§ **Task statement**
Copy nothing but the part that opens with the line containing "Output the component" and closes with the line containing "pl-[18px] text-[13.6px] leading-[16px]". Do not include pictures.

--- --- ---

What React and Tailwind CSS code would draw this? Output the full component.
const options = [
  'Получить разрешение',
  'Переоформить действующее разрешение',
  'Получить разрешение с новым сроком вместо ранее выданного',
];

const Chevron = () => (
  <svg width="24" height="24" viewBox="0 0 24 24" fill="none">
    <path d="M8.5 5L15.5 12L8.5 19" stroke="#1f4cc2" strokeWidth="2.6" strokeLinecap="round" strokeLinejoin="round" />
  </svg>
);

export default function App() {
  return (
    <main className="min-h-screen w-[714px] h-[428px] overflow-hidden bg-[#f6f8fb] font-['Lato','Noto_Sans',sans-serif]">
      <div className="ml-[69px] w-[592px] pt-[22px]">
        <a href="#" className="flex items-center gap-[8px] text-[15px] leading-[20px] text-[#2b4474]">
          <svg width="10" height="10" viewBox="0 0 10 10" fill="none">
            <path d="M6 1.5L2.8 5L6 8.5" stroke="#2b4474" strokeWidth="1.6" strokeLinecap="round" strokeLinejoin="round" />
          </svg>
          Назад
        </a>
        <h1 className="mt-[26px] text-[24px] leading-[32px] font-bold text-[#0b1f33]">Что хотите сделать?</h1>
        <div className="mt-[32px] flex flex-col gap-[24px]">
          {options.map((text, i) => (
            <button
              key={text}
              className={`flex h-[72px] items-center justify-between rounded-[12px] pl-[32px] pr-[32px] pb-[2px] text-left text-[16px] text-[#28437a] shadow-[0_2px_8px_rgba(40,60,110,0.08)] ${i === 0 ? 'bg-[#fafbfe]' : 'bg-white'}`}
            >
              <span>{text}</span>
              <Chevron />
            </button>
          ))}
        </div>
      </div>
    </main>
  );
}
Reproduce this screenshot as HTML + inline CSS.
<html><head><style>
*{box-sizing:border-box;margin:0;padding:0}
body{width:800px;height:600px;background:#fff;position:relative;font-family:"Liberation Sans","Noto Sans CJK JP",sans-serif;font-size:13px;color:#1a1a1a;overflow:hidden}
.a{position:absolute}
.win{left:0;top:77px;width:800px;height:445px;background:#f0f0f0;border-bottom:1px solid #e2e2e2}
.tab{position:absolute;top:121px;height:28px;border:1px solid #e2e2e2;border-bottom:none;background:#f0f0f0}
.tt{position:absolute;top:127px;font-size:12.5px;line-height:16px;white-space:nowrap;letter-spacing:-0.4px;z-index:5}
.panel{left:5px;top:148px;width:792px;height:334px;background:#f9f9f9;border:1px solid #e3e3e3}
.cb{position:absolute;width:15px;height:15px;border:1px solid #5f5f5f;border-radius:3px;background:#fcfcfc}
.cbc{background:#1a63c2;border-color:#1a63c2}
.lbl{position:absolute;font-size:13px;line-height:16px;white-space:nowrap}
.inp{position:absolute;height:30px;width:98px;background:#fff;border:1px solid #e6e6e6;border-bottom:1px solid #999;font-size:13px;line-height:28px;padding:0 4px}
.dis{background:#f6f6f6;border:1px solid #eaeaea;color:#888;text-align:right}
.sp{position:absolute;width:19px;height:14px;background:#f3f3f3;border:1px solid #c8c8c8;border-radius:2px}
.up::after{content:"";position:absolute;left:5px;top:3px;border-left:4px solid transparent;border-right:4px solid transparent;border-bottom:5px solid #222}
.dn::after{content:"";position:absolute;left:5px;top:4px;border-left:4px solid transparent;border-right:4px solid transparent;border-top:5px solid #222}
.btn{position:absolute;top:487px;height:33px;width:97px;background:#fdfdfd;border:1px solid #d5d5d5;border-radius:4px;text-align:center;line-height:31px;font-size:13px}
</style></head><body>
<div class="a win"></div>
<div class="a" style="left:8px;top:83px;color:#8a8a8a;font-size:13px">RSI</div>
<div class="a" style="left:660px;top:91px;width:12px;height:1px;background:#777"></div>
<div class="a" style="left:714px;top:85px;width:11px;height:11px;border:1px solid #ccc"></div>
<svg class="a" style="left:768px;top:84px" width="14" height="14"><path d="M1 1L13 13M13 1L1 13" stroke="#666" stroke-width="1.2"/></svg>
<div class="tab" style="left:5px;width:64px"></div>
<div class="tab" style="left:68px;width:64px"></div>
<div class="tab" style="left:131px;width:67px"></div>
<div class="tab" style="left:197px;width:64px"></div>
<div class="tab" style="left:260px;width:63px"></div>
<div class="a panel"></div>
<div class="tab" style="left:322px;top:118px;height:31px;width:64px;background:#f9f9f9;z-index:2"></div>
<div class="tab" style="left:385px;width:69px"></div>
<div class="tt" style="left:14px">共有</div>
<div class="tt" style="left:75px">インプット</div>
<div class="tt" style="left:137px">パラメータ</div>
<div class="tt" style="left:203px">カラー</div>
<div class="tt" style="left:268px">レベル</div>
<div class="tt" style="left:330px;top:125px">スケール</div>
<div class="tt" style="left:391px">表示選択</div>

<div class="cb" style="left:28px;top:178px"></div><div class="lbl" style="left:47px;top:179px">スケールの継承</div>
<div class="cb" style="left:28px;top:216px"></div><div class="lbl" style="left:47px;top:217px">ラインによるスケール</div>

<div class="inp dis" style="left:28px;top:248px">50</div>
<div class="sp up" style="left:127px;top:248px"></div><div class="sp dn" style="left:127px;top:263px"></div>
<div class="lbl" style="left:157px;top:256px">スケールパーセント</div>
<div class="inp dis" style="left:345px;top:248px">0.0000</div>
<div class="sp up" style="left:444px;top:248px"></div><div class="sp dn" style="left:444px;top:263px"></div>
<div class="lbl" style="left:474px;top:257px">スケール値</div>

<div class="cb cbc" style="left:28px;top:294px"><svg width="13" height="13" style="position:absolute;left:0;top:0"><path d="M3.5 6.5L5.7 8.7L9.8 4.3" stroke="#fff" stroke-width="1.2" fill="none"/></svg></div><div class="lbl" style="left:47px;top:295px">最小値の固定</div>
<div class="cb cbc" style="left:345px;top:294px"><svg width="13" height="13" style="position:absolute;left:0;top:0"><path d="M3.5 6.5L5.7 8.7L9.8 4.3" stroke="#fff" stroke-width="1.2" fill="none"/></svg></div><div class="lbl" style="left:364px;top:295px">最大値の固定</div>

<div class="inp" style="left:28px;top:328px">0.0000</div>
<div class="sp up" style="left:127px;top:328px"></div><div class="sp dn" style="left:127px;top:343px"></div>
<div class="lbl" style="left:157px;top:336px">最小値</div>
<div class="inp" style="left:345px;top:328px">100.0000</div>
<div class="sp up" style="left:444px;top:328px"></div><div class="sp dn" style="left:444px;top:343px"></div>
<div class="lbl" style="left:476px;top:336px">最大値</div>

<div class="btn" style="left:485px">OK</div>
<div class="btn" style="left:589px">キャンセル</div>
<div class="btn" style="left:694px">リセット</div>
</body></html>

--- --- ---

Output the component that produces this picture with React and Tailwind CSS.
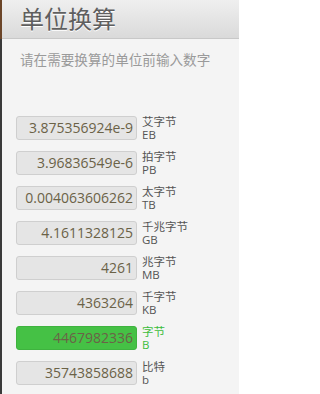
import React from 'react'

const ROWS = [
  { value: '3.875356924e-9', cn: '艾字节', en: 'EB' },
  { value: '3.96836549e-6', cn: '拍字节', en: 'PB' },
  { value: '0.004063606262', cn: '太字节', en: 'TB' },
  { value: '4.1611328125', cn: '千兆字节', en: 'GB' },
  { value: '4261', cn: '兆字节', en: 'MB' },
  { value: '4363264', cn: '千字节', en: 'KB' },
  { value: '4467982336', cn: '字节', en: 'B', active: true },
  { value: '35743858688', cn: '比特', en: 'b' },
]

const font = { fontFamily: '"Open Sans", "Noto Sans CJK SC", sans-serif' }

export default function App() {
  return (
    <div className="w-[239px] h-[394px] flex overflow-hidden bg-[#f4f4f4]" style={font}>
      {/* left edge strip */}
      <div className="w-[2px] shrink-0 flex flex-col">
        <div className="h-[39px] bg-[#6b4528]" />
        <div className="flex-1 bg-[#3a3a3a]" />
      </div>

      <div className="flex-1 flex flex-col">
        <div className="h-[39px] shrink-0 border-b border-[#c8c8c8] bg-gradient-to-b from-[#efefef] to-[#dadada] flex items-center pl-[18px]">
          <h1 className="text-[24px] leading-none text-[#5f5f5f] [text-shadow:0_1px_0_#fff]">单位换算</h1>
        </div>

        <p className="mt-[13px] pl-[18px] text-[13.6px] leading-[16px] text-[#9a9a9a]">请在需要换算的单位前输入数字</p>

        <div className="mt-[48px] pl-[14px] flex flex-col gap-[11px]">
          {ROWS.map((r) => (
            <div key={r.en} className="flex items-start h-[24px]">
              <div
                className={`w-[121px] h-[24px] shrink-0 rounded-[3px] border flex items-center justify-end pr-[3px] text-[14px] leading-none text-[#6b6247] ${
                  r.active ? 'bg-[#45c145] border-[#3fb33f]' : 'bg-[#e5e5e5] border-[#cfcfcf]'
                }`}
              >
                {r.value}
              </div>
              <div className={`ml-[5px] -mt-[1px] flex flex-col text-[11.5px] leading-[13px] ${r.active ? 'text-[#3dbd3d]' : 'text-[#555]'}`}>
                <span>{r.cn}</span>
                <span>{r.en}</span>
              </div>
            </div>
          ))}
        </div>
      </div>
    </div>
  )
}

--- --- ---

§ **Written solution**
Output the component that produces this picture with React and Tailwind CSS.
import React from 'react'

const ROWS = [
  { value: '3.875356924e-9', cn: '艾字节', en: 'EB' },
  { value: '3.96836549e-6', cn: '拍字节', en: 'PB' },
  { value: '0.004063606262', cn: '太字节', en: 'TB' },
  { value: '4.1611328125', cn: '千兆字节', en: 'GB' },
  { value: '4261', cn: '兆字节', en: 'MB' },
  { value: '4363264', cn: '千字节', en: 'KB' },
  { value: '4467982336', cn: '字节', en: 'B', active: true },
  { value: '35743858688', cn: '比特', en: 'b' },
]

const font = { fontFamily: '"Open Sans", "Noto Sans CJK SC", sans-serif' }

export default function App() {
  return (
    <div className="w-[239px] h-[394px] flex overflow-hidden bg-[#f4f4f4]" style={font}>
      {/* left edge strip */}
      <div className="w-[2px] shrink-0 flex flex-col">
        <div className="h-[39px] bg-[#6b4528]" />
        <div className="flex-1 bg-[#3a3a3a]" />
      </div>

      <div className="flex-1 flex flex-col">
        <div className="h-[39px] shrink-0 border-b border-[#c8c8c8] bg-gradient-to-b from-[#efefef] to-[#dadada] flex items-center pl-[18px]">
          <h1 className="text-[24px] leading-none text-[#5f5f5f] [text-shadow:0_1px_0_#fff]">单位换算</h1>
        </div>

        <p className="mt-[13px] pl-[18px] text-[13.6px] leading-[16px] text-[#9a9a9a]">请在需要换算的单位前输入数字</p>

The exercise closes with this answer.